** Start **

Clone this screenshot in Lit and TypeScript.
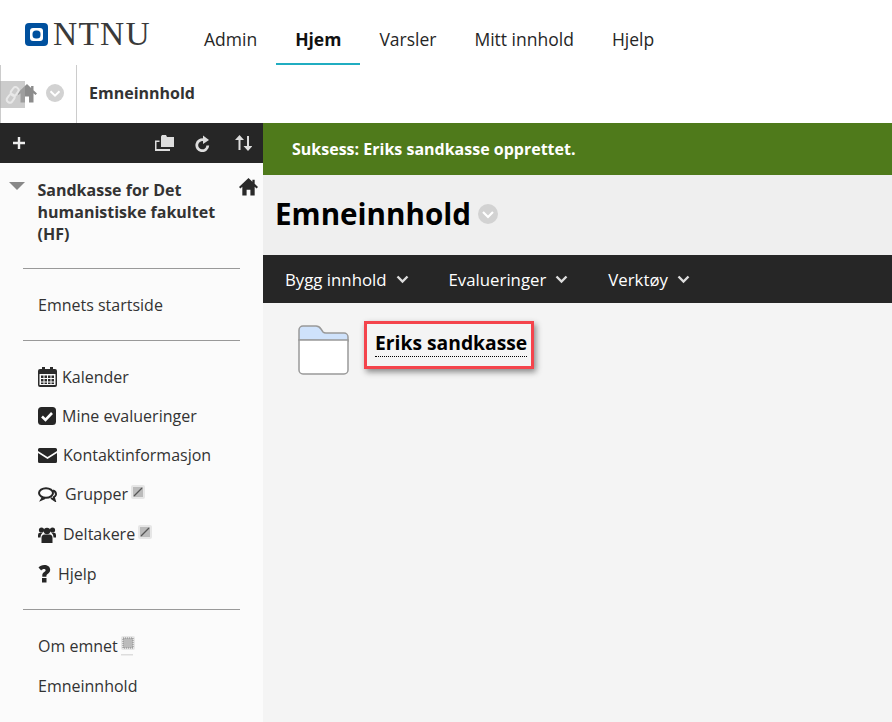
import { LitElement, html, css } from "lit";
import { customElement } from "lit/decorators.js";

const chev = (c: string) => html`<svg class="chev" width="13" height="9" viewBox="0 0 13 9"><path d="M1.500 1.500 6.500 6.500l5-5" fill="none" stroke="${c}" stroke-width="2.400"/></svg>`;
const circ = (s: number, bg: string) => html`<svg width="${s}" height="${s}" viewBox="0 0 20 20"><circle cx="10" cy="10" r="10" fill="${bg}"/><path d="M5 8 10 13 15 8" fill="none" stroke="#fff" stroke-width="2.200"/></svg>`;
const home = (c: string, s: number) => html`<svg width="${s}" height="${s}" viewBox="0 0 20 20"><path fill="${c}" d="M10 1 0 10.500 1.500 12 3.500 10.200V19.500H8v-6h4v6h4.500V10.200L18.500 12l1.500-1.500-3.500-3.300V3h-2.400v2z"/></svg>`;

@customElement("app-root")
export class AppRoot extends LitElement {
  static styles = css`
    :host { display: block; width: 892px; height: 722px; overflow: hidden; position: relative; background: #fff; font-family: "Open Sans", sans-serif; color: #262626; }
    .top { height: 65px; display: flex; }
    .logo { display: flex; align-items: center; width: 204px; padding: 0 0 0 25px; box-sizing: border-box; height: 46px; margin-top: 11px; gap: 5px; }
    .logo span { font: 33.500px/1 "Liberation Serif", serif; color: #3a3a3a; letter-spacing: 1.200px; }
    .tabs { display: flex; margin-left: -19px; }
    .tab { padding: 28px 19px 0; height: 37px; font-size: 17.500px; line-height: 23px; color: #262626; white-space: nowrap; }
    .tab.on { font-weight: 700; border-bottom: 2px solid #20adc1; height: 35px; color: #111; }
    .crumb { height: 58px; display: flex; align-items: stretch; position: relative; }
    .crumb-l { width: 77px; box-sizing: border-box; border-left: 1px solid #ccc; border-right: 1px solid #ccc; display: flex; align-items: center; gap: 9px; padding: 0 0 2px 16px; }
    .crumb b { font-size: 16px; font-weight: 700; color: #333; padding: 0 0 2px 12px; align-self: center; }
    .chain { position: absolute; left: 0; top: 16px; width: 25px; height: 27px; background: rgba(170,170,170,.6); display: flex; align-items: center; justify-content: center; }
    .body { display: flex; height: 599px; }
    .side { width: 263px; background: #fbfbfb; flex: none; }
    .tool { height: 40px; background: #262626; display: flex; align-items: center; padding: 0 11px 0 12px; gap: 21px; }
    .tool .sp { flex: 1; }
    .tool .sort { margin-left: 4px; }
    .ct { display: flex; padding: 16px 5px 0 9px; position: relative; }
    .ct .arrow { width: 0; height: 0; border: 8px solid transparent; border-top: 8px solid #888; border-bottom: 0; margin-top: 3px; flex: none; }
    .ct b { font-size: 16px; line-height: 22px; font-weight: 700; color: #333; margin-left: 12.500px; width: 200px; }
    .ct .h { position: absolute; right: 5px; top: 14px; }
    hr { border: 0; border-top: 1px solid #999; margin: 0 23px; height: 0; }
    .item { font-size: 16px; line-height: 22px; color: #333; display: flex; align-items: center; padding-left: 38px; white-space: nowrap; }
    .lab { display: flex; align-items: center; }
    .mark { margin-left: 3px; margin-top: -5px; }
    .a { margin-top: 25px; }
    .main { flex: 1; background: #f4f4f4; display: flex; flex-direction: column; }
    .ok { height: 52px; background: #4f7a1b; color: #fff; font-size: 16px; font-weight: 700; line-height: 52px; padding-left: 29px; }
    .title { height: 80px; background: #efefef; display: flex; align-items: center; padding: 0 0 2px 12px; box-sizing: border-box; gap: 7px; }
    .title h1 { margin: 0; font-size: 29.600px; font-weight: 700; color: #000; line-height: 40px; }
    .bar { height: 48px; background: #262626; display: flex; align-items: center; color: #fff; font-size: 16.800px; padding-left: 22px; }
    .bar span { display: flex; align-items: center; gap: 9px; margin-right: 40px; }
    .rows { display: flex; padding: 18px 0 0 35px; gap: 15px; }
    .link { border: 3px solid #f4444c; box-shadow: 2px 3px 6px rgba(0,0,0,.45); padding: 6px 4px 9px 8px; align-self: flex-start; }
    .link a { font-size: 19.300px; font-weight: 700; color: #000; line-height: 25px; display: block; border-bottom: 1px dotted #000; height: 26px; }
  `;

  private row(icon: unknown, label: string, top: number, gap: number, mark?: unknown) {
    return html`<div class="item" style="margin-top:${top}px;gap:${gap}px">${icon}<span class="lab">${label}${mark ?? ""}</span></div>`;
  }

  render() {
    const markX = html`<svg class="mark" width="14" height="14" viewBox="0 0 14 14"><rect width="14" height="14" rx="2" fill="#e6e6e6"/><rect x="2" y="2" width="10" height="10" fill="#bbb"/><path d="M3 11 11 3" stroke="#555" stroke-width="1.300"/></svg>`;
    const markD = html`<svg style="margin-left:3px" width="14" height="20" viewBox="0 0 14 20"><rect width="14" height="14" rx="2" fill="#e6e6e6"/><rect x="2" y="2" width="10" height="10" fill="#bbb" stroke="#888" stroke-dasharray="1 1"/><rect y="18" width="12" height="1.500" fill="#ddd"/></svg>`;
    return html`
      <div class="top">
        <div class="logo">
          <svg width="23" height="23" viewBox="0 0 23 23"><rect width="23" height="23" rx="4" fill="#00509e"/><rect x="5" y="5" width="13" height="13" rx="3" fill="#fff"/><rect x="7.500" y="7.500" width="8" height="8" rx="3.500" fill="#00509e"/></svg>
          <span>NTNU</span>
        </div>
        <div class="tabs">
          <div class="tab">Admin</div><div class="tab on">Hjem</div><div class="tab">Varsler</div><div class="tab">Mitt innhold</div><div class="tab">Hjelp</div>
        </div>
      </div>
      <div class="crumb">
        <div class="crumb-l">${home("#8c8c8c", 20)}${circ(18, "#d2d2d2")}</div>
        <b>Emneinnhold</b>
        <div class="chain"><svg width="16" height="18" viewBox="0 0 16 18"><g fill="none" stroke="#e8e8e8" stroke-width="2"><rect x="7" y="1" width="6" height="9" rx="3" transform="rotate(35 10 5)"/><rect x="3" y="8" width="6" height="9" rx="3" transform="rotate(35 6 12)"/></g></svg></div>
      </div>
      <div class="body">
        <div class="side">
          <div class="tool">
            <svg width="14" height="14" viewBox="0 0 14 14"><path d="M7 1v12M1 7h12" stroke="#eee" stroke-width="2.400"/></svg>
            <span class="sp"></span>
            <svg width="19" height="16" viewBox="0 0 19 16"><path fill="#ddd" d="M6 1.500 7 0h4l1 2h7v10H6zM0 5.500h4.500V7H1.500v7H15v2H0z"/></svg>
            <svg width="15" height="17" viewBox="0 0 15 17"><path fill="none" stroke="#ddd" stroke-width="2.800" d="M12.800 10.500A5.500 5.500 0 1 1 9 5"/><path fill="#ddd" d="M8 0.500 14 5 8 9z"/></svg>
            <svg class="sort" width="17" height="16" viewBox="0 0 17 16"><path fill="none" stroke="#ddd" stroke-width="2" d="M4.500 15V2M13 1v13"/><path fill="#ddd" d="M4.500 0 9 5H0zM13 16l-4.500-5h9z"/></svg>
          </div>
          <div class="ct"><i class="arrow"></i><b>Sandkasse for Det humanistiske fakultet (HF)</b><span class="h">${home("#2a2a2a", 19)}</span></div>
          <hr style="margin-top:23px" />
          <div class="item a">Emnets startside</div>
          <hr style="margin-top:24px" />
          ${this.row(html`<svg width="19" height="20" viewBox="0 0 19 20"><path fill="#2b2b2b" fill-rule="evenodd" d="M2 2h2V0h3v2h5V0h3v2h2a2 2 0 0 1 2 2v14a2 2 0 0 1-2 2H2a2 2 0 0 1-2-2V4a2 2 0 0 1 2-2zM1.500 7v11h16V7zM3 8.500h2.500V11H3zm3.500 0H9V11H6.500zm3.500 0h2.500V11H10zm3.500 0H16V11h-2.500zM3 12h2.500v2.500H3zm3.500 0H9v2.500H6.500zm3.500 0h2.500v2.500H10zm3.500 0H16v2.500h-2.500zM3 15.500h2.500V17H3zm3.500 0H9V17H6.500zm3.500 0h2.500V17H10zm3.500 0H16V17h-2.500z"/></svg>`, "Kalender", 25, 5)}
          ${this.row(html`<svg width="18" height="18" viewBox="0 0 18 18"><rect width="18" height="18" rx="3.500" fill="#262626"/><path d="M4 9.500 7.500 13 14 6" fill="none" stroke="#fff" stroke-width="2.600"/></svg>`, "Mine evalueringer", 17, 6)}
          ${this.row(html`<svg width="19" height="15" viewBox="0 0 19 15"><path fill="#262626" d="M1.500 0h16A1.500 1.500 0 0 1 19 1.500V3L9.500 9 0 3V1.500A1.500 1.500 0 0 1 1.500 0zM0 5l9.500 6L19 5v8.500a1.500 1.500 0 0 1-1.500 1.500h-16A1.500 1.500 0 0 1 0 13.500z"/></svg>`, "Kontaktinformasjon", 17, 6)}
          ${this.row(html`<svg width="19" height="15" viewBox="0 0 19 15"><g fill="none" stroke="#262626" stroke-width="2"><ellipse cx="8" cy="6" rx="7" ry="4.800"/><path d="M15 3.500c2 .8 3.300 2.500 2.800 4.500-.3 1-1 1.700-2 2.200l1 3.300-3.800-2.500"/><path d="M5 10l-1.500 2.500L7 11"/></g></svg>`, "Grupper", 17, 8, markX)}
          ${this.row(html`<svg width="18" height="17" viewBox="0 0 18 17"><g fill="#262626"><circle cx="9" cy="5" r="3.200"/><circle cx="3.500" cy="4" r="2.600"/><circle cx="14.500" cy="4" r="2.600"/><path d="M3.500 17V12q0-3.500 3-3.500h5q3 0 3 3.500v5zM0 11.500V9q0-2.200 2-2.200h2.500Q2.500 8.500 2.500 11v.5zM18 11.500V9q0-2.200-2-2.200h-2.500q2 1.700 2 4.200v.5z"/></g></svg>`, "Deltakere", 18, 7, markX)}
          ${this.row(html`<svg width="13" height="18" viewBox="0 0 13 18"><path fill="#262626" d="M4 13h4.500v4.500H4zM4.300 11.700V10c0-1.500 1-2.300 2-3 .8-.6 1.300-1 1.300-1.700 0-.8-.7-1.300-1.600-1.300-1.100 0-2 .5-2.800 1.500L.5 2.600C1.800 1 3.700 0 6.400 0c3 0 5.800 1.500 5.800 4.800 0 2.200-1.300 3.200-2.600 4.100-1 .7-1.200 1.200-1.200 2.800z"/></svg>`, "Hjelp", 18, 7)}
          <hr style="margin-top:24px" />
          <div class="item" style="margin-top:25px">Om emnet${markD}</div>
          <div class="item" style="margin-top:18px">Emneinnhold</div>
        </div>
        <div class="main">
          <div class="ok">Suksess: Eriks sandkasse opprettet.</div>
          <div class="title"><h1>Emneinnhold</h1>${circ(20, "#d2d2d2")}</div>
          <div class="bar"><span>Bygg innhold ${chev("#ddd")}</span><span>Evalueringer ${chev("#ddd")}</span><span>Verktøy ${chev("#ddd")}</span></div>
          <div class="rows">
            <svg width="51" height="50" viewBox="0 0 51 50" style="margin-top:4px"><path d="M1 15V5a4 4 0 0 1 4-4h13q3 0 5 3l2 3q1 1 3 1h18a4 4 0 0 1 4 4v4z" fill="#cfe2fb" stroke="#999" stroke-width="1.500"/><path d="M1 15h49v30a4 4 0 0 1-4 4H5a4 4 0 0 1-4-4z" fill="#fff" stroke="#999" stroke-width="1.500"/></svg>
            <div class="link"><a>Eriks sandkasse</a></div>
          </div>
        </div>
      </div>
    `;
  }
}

** End **

REQUIRED TASK => Write out each line of the listing above, exactly, from its first line to the line holding "const home = (c: string, s: number)", inclusive. Skip the pictures.

WRITTEN ANSWER =>
Clone this screenshot in Lit and TypeScript.
import { LitElement, html, css } from "lit";
import { customElement } from "lit/decorators.js";

const chev = (c: string) => html`<svg class="chev" width="13" height="9" viewBox="0 0 13 9"><path d="M1.500 1.500 6.500 6.500l5-5" fill="none" stroke="${c}" stroke-width="2.400"/></svg>`;
const circ = (s: number, bg: string) => html`<svg width="${s}" height="${s}" viewBox="0 0 20 20"><circle cx="10" cy="10" r="10" fill="${bg}"/><path d="M5 8 10 13 15 8" fill="none" stroke="#fff" stroke-width="2.200"/></svg>`;
const home = (c: string, s: number) => html`<svg width="${s}" height="${s}" viewBox="0 0 20 20"><path fill="${c}" d="M10 1 0 10.500 1.500 12 3.500 10.200V19.500H8v-6h4v6h4.500V10.200L18.500 12l1.500-1.500-3.500-3.300V3h-2.400v2z"/></svg>`;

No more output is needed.